A Nation Cowering in Fear of Mass Shootings Is Not Free
Neither is a nation where a simple accident or illness can result in homelessness. Or a nation where a raped woman is forced to carry a pregnancy to term at the point of a gun...

Today is Memorial Day, the day we remember the 1.2 million Americans who have fought and died in our wars going all the way back to the American Revolution.
These people volunteered or were conscripted to fight and die for their nation and deserve our respect and memorialization.
But what about the 1.5 million Americans who have died from guns in America just since the Supreme Court, in 1978, gave the NRA the power to purchase American politicians and thus set the stage for today’s carnage?
Prior to the late 1970s, the NRA was a “sportsman’s organization” that supported rational gun control and mostly taught gun safety classes. I was a member way back then, as were millions of Americans who hunted or, as I did, shot at paper targets or skeet (clay disks a machine throws into the air) for sport.
The explosion of gun violence in America — and the transformation of the NRA — was birthed in 1978 when the NRA took the legal opening the Supreme Court handed them with the Bellotti decision that year and began to buy their very own politicians.
In that decision, written by Lewis Powell of “Powell Memo” fame, the Court asserted that corporations were “persons” and thus entitled to the First Amendment “right to free speech” in a way that could influence politicians and the political process.

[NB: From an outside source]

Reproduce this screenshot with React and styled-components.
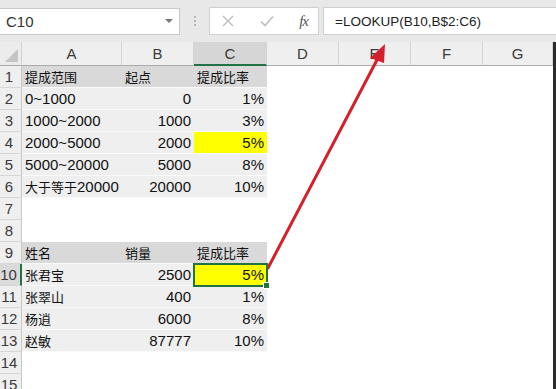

They also concluded that, since corporations don’t have mouths, their “speech” could take the form of giving politicians money or pouring unlimited amounts of cash into PR and advertising campaigns around political issues.
That decision, as Justice White noted in his dissent, ended “the constitutionality of legislation passed by some 31 States restricting corporate political activity.” It also paved the way to the 1980 Reagan election on a veritable tsunami of corporate contributions.
When five Republicans on the 21st century Supreme Court massively expanded how dark money could control Americans politics with their 2010 Citizens United decision, corporate America and the NRA doubled down.
Whether it’s weapons of war on our streets, pharmaceuticals for which we pay 10 times more than citizens of other nations, the right to unionize, or simply going back to the nearly-free college we had in America before the Reagan Revolution — all things a majority of Americans favor — progress in America has been stifled by Republicans on the Supreme Court repeatedly ruling in favor of morbidly rich oligarchs and their corporations over average Americans.
But change is in the air.
Between Republican-supported mass murders of schoolchildren, the GOP attempt to overthrow our government, and their glee to criminalize abortion, there’s a very real possibility American voters are so repulsed that there will be a wave of Democrats taking office in state houses and Congress this fall.
If Democrats seize enough political power this year, they must make overturning Citizens United and its evil predecessors their first priority when Congress begins next January. Everything else flows from that corrupt cancer of legalized bribery that five Republicans on the Supreme Court embedded in the heart of American democracy.
The soldiers we remember on Memorial Day fought and died to protect freedom for Americans.
A nation cowering in fear of mass shootings is not free. Neither is a nation where a simple accident or illness can result in homelessness. Or a nation where a raped woman is forced to carry a pregnancy to term at the point of a gun.
Only when Big Gun, Big Pharma, Big Church, Big Insurance, Big Oil — and every other special interest group in America empowered by SCOTUS to corrupt our political system — are brought back to heel will America become the “land of the free” our iconic National Anthem proclaims and we remember the sacrifices of our soldiers for on this solemn day.
The points are well taken, but first we must accept that the US is a democracy only for those with significant accumulated wealth (that might include you Thom). And while you continue to blame Republicans pretty much exclusively, last time I checked this is a two-party system and one party has failed to protect us. Your grating optimism, Red Scare propaganda and blinders when it comes to the Democratic Party has not served us well as Democratic leadership continues to try and crush any progressive/non-PAC funded candidacy they can. And let's not get into those "moderate white liberals" and Defund the Pollice. Here is a dose of reality and I do hope any of your followers in lieu of calling me names will tell me where I am wrong: https://medium.com/@barrykaufman/when-it-comes-to-inhumanity-misinformation-and-unaccountability-the-us-and-russia-are-birds-of-a-518694e3b0cd
Hey Thom. Two things. First, thank you for your opinions on how to solve all of the problems in the country.
Second, the rhetoric used to justify your argument is nothing less than hate speech. Claiming that “Republican-supported mass murders of schoolchildren, the GOP attempts to overthrow our government, and their glee to criminalize abortion” is both repulsive and utterly deceitful.
It’s understandable why both sides claim the other is evil but such rhetoric poisons the well of discourse and looks to condemn all those that agree with your strict and demanding ideology. If one doesn’t adhere to your conclusions, they should be condemned and are on the side of evil.
Clearly you can use such toxic straw man arguments. However, if you presented them like this in a junior high school debate class, you might win the support of similarly minded adolescents. But no doubt, you’d lose the debate.